Ten things you need to know about 2021 postage increases

 

Next year will be a tale of two rate increases.  One will happen as expected on schedule.  The other is very likely to happen, but its amount and timing are very uncertain.  The potential range for rate increases on Market Dominant Mail in 2021 is approximately 1.458 percent to 8 percent.

 

  • The regularly scheduled USPS Market Dominant Mail 2021 rate increases likely will go into effect on January 31, 2021, which is the last Sunday in January.  There is a chance they would move it up to January 24, because there are five Sundays in January 2021.

 

  • The U.S Postal Service should file at the Postal Regulatory Commission before October 13, which is the CPI release date for the September data.  They want the cap to be based on 12 months’ CPI increases, which happens with the August data.  The filing by USPS is when we will find out the specific rate increases by class and rate cell.

 

  • The current 12-month CPI cap is 1.458 percent.  The 2020 cap was 1.900 percent.  Keep in mind that the cap applies to each class of mail, and increases in individual rate cells that apply to your type of mail we be higher or lower.

 

  • USPS has unused price cap capacity they could add to the 1.458 percent in certain classes:  First-Class Mail: 0.385 percent; USPS Marketing Mail: 0.049 percent; Periodicals: 0.000 percent; Package Services: 0.008 percent; Special Services: 0.007 percent.

 

  • There is a better than 50 percent probability that the PRC will order new surcharges for USPS to impose sometime in 2021, pursuant to the ten-year rate review we have been involved in for a few years now.  The amount and timing of surcharges are very uncertain, both what the PRC will order and what the USPS will chose to implement.

 

  • Mailers budgeting for 2021 postage costs should consider a contingency of 3 percent to 5 percent above the regular CPI increase.  This is based on the latest set of surcharges proposed by the PRC.

 

  • Our filing in February included calculations of the potential impact of the PRC surcharges: for “compensatory products” such as First-Class Mail and Marketing Mail letters, an average increase over inflation of 3.2 percent and a maximum of 4.8 percent.  For “noncompensatory products” like Marketing Mail flats and Periodicals an average increase over inflation of 5.2 percent and a maximum of 6.8 percent.  In July, we filed supplemental comments showing that based on May 2020 data, the density surcharge alone would allow a 6.68 percent rate increase.  That’s up from the 1.2 percent average and 2.7 percent maximum calculated in February.  The density surcharge is driven by declines in mail volume as delivery points increase, and takes no account of the massive increase in package volume, revenue, and contribution.

 

  • The Alliance and other mailers filed a request that the PRC put the rate review into abeyance due to the hugely changed conditions during the pandemic.  We cited the huge potential increase in the density surcharge, as well as the impacts of the pandemic.  After hearing this request from the entire mailing community, the regulator sided with its sister agency, the USPS, in refusing to suspend the rule-making.

 

  • The Alliance and others likely will file in the U.S. Court of Appeals for the D.C. Circuit a request for a temporary restraining order if the PRC does issue a “final order” allowing surcharges in the ten-year review.
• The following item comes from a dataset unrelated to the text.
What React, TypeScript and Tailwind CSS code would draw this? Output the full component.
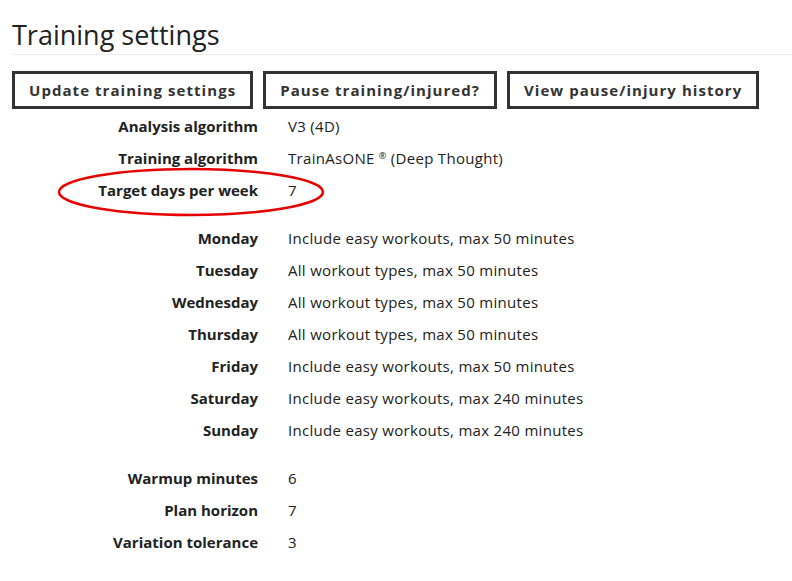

Our General Counsel Eric Berman and other lawyers have warned that the court is very unlikely to issue the TRO.  They normally defer to the “experts” at the regulator.

 

  • If the PRC or the D.C Circuit don’t stop the madness, the Alliance and others will fight the PRC order in court. But USPS would likely be free to implement surcharges during the months to years of the court case.  We believe we have a very strong legal and substantive case against the proposed surcharges and will prevail in court, but we might have to endure large rate increases while the justice system proceeds.  The excess rate increases would compound the impacts of the great recession and the pandemic to drive substantial volume out of mail, and threaten the future of nonprofit fundraising, membership, and publications.